* _Collected material_:
● ● ●

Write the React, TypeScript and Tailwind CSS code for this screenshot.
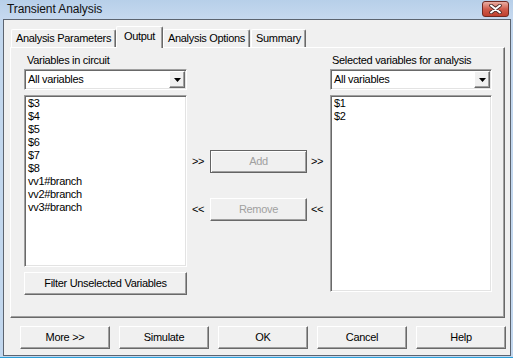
import React from 'react';

const sunken =
  'border border-t-[#a0a0a0] border-l-[#a0a0a0] border-r-white border-b-white shadow-[inset_1px_1px_0_#696969,inset_-1px_-1px_0_#e3e3e3]';
const raised =
  'border border-t-white border-l-white border-r-[#696969] border-b-[#696969] shadow-[inset_-1px_-1px_0_#a0a0a0]';

function Combo() {
  return (
    <div className={`h-[21px] bg-white flex items-center ${sunken}`}>
      <span className="flex-1 pl-[3px] leading-[13px]">All variables</span>
      <div className={`w-[16px] h-[17px] mr-[1px] bg-[#f0f0f0] flex items-center justify-center ${raised}`}>
        <svg width="7" height="4" viewBox="0 0 7 4">
          <path d="M0 0h7L3.5 4z" fill="#000" />
        </svg>
      </div>
    </div>
  );
}

function ListBox({ items, h }: { items: string[]; h: string }) {
  return (
    <div className={`${h} bg-white pt-[1px] pl-[3px] flex flex-col ${sunken}`}>
      {items.map((it) => (
        <div key={it} className="leading-[13px] h-[13px]">
          {it}
        </div>
      ))}
    </div>
  );
}

function Btn({ label, className = '' }: { label: string; className?: string }) {
  return (
    <div className={`h-[23px] bg-[#f0f0f0] flex items-center justify-center ${raised} ${className}`}>
      {label}
    </div>
  );
}

function Tab({ label, w, active = false, className = '' }: { label: string; w: string; active?: boolean; className?: string }) {
  return (
    <div
      className={`${w} ${
        active ? 'h-[22px] -mb-[1px] z-10 pb-[3px]' : 'h-[18px]'
      } relative bg-[#f0f0f0] flex items-center justify-center rounded-t-[2px] border-t border-l border-r border-t-white border-l-white border-r-[#696969] shadow-[inset_-1px_0_0_#a0a0a0] ${className}`}
    >
      {label}
    </div>
  );
}

export default function App() {
  return (
    <div className="w-[513px] h-[359px] overflow-hidden bg-[#c2d7ee] flex flex-col font-['Liberation_Sans',Arial,sans-serif] text-[11px] tracking-[-0.3px] text-black">
      {/* title bar */}
      <div className="h-[19px] flex items-start justify-between pl-[7px] pr-[4px] bg-linear-to-b from-[#b7cfe9] to-[#c6d9ef]">
        <span className="text-[12px] leading-[19px] tracking-[-0.1px] text-[#111]">Transient Analysis</span>
        <div className="mt-[1px] w-[27px] h-[16px] rounded-[3px] border border-[#6f2a22] bg-linear-to-b from-[#e9aea4] via-[#cf5c4c] to-[#c0402f] flex items-center justify-center">
          <svg width="13" height="10" viewBox="0 0 13 10">
            <path d="M2 1.5L11 8.5M11 1.5L2 8.5" stroke="#4a2a28" strokeWidth="3.6" strokeLinecap="round" />
            <path d="M2 1.5L11 8.5M11 1.5L2 8.5" stroke="#fff" strokeWidth="2" strokeLinecap="round" />
          </svg>
        </div>
      </div>

      {/* client area */}
      <div className="ml-[3px] w-[508px] h-[337px] border border-[#5c6470] bg-[#f0f0f0] pt-[6px] pl-[6px]">
        {/* tabs */}
        <div className="h-[21px] flex items-end pl-[1px]">
          <Tab label="Analysis Parameters" w="w-[105px]" />
          <Tab label="Output" w="w-[47px]" active />
          <Tab label="Analysis Options" w="w-[87px]" />
          <Tab label="Summary" w="w-[55px]" className="ml-[1px]" />
        </div>

        {/* panel */}
        <div className="w-[495px] h-[271px] border border-t-white border-l-white border-r-[#696969] border-b-[#696969] shadow-[inset_-1px_-1px_0_#a0a0a0] pl-[13px] pt-[6px] flex">
          <div className="w-[163px] flex flex-col">
            <div className="h-[13px] leading-[13px] pl-[3px]">Variables in circuit</div>
            <div className="mt-[2px]">
              <Combo />
            </div>
            <div className="mt-[5px]">
              <ListBox
                h="h-[172px]"
                items={['$3', '$4', '$5', '$6', '$7', '$8', 'vv1#branch', 'vv2#branch', 'vv3#branch']}
              />
            </div>
            <Btn label="Filter Unselected Variables" className="mt-[5px]" />
          </div>

          <div className="w-[143px] flex flex-col pt-[96px]">
            <div className="flex items-center pl-[5px]">
              <span className="w-[18px]">&gt;&gt;</span>
              <div className="w-[97px] h-[23px] bg-[#f0f0f0] flex items-center justify-center border border-[#646464] shadow-[inset_1px_1px_0_#fff,inset_-1px_-1px_0_#a0a0a0] text-[#a0a0a0]">
                Add
              </div>
              <span className="ml-[4px]">&gt;&gt;</span>
            </div>
            <div className="flex items-center pl-[5px] mt-[25px]">
              <span className="w-[18px]">&lt;&lt;</span>
              <div className={`w-[97px] h-[23px] bg-[#f0f0f0] flex items-center justify-center text-[#a0a0a0] ${raised}`}>
                Remove
              </div>
              <span className="ml-[4px]">&lt;&lt;</span>
            </div>
          </div>

          <div className="w-[162px] flex flex-col">
            <div className="h-[13px] leading-[13px] pl-[2px]">Selected variables for analysis</div>
            <div className="mt-[2px]">
              <Combo />
            </div>
            <div className="mt-[5px]">
              <ListBox h="h-[197px]" items={['$1', '$2']} />
            </div>
          </div>
        </div>

        {/* bottom buttons */}
        <div className="mt-[8px] pl-[10px] flex gap-[9px]">
          <Btn label="More >>" className="w-[90px]" />
          <Btn label="Simulate" className="w-[90px]" />
          <Btn label="OK" className="w-[90px]" />
          <Btn label="Cancel" className="w-[90px]" />
          <Btn label="Help" className="w-[90px]" />
        </div>
      </div>

      {/* frame bottom */}
      <div className="h-[1px] bg-[#c2d7ee]" />
      <div className="h-[1px] bg-[#2c9fd9]" />
      <div className="flex-1 bg-white" />
    </div>
  );
}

● ● ●

* _Exercise requirements_: Extract every line of the data exactly; pictures stay out.

* _Response to this exercise_:
Write the React, TypeScript and Tailwind CSS code for this screenshot.
import React from 'react';

const sunken =
  'border border-t-[#a0a0a0] border-l-[#a0a0a0] border-r-white border-b-white shadow-[inset_1px_1px_0_#696969,inset_-1px_-1px_0_#e3e3e3]';
const raised =
  'border border-t-white border-l-white border-r-[#696969] border-b-[#696969] shadow-[inset_-1px_-1px_0_#a0a0a0]';

function Combo() {
  return (
    <div className={`h-[21px] bg-white flex items-center ${sunken}`}>
      <span className="flex-1 pl-[3px] leading-[13px]">All variables</span>
      <div className={`w-[16px] h-[17px] mr-[1px] bg-[#f0f0f0] flex items-center justify-center ${raised}`}>
        <svg width="7" height="4" viewBox="0 0 7 4">
          <path d="M0 0h7L3.5 4z" fill="#000" />
        </svg>
      </div>
    </div>
  );
}

function ListBox({ items, h }: { items: string[]; h: string }) {
  return (
    <div className={`${h} bg-white pt-[1px] pl-[3px] flex flex-col ${sunken}`}>
      {items.map((it) => (
        <div key={it} className="leading-[13px] h-[13px]">
          {it}
        </div>
      ))}
    </div>
  );
}

function Btn({ label, className = '' }: { label: string; className?: string }) {
  return (
    <div className={`h-[23px] bg-[#f0f0f0] flex items-center justify-center ${raised} ${className}`}>
      {label}
    </div>
  );
}

function Tab({ label, w, active = false, className = '' }: { label: string; w: string; active?: boolean; className?: string }) {
  return (
    <div
      className={`${w} ${
        active ? 'h-[22px] -mb-[1px] z-10 pb-[3px]' : 'h-[18px]'
      } relative bg-[#f0f0f0] flex items-center justify-center rounded-t-[2px] border-t border-l border-r border-t-white border-l-white border-r-[#696969] shadow-[inset_-1px_0_0_#a0a0a0] ${className}`}
    >
      {label}
    </div>
  );
}

export default function App() {
  return (
    <div className="w-[513px] h-[359px] overflow-hidden bg-[#c2d7ee] flex flex-col font-['Liberation_Sans',Arial,sans-serif] text-[11px] tracking-[-0.3px] text-black">
      {/* title bar */}
      <div className="h-[19px] flex items-start justify-between pl-[7px] pr-[4px] bg-linear-to-b from-[#b7cfe9] to-[#c6d9ef]">
        <span className="text-[12px] leading-[19px] tracking-[-0.1px] text-[#111]">Transient Analysis</span>
        <div className="mt-[1px] w-[27px] h-[16px] rounded-[3px] border border-[#6f2a22] bg-linear-to-b from-[#e9aea4] via-[#cf5c4c] to-[#c0402f] flex items-center justify-center">
          <svg width="13" height="10" viewBox="0 0 13 10">
            <path d="M2 1.5L11 8.5M11 1.5L2 8.5" stroke="#4a2a28" strokeWidth="3.6" strokeLinecap="round" />
            <path d="M2 1.5L11 8.5M11 1.5L2 8.5" stroke="#fff" strokeWidth="2" strokeLinecap="round" />
          </svg>
        </div>
      </div>

      {/* client area */}
      <div className="ml-[3px] w-[508px] h-[337px] border border-[#5c6470] bg-[#f0f0f0] pt-[6px] pl-[6px]">
        {/* tabs */}
        <div className="h-[21px] flex items-end pl-[1px]">
          <Tab label="Analysis Parameters" w="w-[105px]" />
          <Tab label="Output" w="w-[47px]" active />
          <Tab label="Analysis Options" w="w-[87px]" />
          <Tab label="Summary" w="w-[55px]" className="ml-[1px]" />
        </div>

        {/* panel */}
        <div className="w-[495px] h-[271px] border border-t-white border-l-white border-r-[#696969] border-b-[#696969] shadow-[inset_-1px_-1px_0_#a0a0a0] pl-[13px] pt-[6px] flex">
          <div className="w-[163px] flex flex-col">
            <div className="h-[13px] leading-[13px] pl-[3px]">Variables in circuit</div>
            <div className="mt-[2px]">
              <Combo />
            </div>
            <div className="mt-[5px]">
              <ListBox
                h="h-[172px]"
                items={['$3', '$4', '$5', '$6', '$7', '$8', 'vv1#branch', 'vv2#branch', 'vv3#branch']}
              />
            </div>
            <Btn label="Filter Unselected Variables" className="mt-[5px]" />
          </div>

          <div className="w-[143px] flex flex-col pt-[96px]">
            <div className="flex items-center pl-[5px]">
              <span className="w-[18px]">&gt;&gt;</span>
              <div className="w-[97px] h-[23px] bg-[#f0f0f0] flex items-center justify-center border border-[#646464] shadow-[inset_1px_1px_0_#fff,inset_-1px_-1px_0_#a0a0a0] text-[#a0a0a0]">
                Add
              </div>
              <span className="ml-[4px]">&gt;&gt;</span>
            </div>
            <div className="flex items-center pl-[5px] mt-[25px]">
              <span className="w-[18px]">&lt;&lt;</span>
              <div className={`w-[97px] h-[23px] bg-[#f0f0f0] flex items-center justify-center text-[#a0a0a0] ${raised}`}>
                Remove
              </div>
              <span className="ml-[4px]">&lt;&lt;</span>
            </div>
          </div>

          <div className="w-[162px] flex flex-col">
            <div className="h-[13px] leading-[13px] pl-[2px]">Selected variables for analysis</div>
            <div className="mt-[2px]">
              <Combo />
            </div>
            <div className="mt-[5px]">
              <ListBox h="h-[197px]" items={['$1', '$2']} />
            </div>
          </div>
        </div>

        {/* bottom buttons */}
        <div className="mt-[8px] pl-[10px] flex gap-[9px]">
          <Btn label="More >>" className="w-[90px]" />
          <Btn label="Simulate" className="w-[90px]" />
          <Btn label="OK" className="w-[90px]" />
          <Btn label="Cancel" className="w-[90px]" />
          <Btn label="Help" className="w-[90px]" />
        </div>
      </div>

      {/* frame bottom */}
      <div className="h-[1px] bg-[#c2d7ee]" />
      <div className="h-[1px] bg-[#2c9fd9]" />
      <div className="flex-1 bg-white" />
    </div>
  );
}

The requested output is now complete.